### TASK BRIEF
Restate word for word the lines beginning at the one that contains "What React, TypeScript" and ending at the one that contains "import React from 'react';"; include both and nothing else.

### AVAILABLE DATA
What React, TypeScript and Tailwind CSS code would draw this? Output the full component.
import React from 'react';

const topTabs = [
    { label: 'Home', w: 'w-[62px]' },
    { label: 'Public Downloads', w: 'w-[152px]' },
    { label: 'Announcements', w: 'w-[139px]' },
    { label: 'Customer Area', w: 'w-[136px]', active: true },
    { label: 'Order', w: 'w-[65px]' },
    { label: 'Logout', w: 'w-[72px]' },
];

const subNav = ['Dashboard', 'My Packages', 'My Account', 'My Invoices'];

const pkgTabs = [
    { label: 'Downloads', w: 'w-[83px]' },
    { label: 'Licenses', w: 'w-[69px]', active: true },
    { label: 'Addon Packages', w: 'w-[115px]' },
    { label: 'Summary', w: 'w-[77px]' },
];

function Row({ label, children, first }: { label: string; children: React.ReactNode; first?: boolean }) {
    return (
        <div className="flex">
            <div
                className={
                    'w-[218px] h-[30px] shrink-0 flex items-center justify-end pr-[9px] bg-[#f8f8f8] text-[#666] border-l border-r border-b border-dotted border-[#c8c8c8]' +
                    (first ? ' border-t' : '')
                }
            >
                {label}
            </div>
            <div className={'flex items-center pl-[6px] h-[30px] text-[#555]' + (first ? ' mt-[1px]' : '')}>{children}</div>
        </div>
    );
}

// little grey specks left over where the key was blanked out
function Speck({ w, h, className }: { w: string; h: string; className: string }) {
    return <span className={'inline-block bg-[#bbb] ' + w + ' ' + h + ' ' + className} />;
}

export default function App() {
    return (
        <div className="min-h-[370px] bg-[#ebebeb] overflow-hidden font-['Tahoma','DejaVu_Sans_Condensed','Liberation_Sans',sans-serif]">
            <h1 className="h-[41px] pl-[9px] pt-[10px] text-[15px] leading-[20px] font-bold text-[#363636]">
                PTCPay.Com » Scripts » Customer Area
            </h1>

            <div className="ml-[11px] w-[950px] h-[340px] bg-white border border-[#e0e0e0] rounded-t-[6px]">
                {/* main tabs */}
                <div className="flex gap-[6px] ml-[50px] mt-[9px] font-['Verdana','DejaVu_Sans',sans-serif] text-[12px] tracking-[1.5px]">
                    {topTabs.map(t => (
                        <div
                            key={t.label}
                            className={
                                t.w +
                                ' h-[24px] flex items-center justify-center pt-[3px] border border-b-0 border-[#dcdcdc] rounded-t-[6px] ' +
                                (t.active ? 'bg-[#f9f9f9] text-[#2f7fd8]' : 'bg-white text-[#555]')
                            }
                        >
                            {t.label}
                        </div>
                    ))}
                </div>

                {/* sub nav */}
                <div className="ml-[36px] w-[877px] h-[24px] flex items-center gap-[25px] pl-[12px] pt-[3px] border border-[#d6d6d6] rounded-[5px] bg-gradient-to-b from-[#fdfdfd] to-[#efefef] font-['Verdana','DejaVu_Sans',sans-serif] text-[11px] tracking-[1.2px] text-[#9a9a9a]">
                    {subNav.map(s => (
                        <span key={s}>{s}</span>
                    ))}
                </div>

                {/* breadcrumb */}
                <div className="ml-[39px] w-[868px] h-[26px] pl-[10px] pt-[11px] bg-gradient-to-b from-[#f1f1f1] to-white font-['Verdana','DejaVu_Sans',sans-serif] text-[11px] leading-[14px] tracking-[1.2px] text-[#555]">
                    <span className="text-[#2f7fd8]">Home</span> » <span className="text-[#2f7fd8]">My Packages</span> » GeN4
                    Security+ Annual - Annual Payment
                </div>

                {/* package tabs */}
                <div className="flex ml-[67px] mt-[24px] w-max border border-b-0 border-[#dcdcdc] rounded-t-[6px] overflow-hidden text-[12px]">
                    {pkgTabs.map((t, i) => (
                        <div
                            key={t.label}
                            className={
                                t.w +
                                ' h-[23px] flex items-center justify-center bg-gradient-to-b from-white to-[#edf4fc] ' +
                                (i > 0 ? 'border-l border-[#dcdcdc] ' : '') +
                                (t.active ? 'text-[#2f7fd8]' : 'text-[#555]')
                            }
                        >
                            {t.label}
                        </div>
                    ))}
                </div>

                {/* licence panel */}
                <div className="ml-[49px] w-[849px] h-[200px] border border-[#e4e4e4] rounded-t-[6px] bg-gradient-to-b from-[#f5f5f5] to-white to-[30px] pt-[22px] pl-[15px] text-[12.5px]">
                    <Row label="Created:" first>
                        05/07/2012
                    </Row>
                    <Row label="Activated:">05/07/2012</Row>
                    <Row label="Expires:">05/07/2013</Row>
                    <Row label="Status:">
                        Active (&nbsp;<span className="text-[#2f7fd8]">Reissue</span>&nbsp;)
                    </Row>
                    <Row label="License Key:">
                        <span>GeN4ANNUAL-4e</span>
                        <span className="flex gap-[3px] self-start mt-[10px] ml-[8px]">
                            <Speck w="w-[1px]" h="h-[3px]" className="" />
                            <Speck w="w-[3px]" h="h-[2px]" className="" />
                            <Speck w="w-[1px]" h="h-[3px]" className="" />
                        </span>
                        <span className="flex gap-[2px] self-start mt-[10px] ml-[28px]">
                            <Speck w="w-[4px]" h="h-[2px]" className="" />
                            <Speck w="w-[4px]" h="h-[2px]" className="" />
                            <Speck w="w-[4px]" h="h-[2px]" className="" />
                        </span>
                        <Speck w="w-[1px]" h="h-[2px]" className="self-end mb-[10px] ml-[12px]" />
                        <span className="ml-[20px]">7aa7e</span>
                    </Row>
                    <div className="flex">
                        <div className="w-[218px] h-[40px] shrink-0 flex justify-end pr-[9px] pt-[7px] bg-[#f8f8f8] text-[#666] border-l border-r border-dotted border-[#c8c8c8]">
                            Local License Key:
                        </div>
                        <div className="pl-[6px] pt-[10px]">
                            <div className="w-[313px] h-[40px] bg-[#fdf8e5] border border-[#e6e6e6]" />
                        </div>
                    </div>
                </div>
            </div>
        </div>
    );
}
* * *
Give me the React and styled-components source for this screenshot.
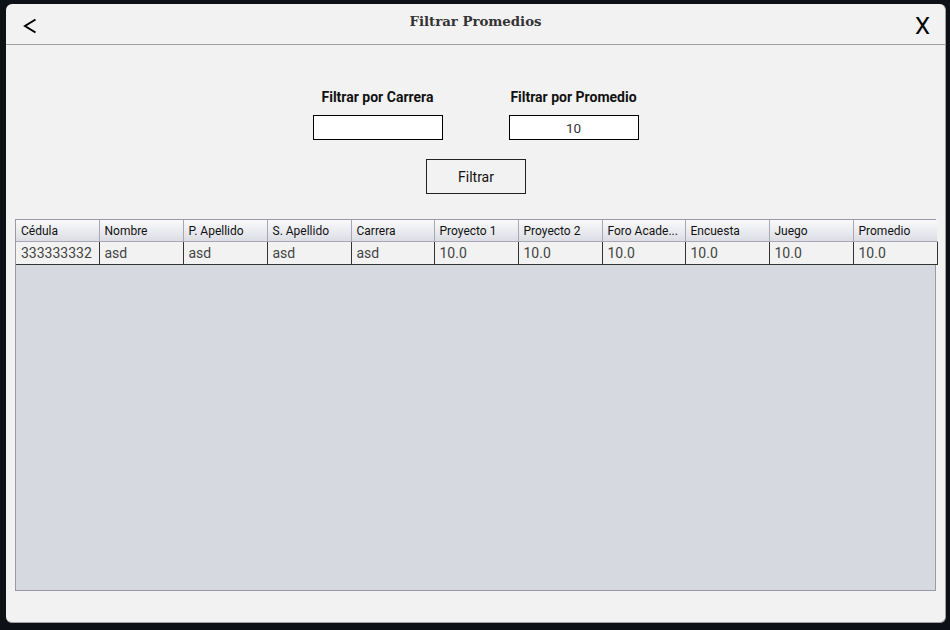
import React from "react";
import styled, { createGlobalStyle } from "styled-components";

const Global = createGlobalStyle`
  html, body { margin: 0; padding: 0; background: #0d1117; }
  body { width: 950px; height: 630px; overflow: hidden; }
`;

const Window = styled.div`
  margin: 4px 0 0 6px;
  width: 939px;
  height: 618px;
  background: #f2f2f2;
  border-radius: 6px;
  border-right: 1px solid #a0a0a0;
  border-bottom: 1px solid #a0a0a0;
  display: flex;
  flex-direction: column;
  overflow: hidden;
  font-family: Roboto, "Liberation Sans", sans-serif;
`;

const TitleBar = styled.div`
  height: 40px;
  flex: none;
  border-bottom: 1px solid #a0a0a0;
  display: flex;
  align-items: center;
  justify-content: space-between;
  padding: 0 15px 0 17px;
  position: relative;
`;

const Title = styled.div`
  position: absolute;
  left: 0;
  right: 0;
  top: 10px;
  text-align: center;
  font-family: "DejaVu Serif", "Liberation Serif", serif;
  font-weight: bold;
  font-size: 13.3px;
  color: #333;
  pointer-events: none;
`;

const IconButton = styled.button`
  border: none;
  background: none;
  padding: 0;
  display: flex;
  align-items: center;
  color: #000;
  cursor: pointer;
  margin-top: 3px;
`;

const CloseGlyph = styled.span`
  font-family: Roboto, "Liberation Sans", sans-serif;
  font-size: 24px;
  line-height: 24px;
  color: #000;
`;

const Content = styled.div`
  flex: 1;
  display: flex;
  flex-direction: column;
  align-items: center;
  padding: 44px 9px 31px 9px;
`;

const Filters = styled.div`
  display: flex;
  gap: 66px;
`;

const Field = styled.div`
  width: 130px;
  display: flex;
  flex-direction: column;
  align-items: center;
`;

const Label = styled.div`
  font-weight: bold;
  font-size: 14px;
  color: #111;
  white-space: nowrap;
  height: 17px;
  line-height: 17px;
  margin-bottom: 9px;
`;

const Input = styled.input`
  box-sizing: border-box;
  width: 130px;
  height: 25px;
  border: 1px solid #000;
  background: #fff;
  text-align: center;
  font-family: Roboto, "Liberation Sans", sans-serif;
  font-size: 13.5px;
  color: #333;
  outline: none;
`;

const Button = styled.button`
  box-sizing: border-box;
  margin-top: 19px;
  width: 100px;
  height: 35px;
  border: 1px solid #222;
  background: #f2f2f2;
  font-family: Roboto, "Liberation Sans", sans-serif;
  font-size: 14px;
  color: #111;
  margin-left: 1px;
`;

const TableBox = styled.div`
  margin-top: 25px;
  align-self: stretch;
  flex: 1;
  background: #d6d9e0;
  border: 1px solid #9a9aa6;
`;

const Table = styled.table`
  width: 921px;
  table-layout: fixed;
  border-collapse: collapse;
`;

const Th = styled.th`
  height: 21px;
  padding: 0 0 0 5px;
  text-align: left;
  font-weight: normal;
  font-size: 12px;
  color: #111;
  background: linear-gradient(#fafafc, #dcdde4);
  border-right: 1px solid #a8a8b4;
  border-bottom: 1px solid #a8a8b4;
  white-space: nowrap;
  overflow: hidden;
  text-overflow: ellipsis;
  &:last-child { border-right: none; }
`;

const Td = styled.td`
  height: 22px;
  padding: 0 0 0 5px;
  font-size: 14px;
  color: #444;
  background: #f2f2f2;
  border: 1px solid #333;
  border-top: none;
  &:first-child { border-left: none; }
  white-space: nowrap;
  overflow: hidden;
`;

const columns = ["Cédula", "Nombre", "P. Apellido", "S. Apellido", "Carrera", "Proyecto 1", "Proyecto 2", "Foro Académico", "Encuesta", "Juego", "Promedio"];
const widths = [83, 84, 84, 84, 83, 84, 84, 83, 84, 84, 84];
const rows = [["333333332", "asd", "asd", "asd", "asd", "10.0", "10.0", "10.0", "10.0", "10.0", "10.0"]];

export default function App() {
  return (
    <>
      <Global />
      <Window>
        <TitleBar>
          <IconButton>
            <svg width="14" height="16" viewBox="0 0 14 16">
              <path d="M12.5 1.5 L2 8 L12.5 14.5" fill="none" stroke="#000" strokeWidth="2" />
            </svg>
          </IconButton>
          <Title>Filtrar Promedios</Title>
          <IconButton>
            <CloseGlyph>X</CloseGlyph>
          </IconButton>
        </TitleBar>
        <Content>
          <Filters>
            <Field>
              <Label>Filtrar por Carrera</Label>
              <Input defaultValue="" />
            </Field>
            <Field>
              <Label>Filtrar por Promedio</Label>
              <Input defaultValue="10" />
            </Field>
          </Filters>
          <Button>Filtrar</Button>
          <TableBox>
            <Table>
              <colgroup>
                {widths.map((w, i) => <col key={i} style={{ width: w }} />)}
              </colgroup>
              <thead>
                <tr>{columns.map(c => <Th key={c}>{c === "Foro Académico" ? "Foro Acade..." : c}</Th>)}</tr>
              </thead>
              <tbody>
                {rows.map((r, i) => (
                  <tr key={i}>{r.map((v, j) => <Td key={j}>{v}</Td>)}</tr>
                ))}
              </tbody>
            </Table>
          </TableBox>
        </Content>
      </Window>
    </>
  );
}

### SOLUTION TO THIS PROBLEM
What React, TypeScript and Tailwind CSS code would draw this? Output the full component.
import React from 'react';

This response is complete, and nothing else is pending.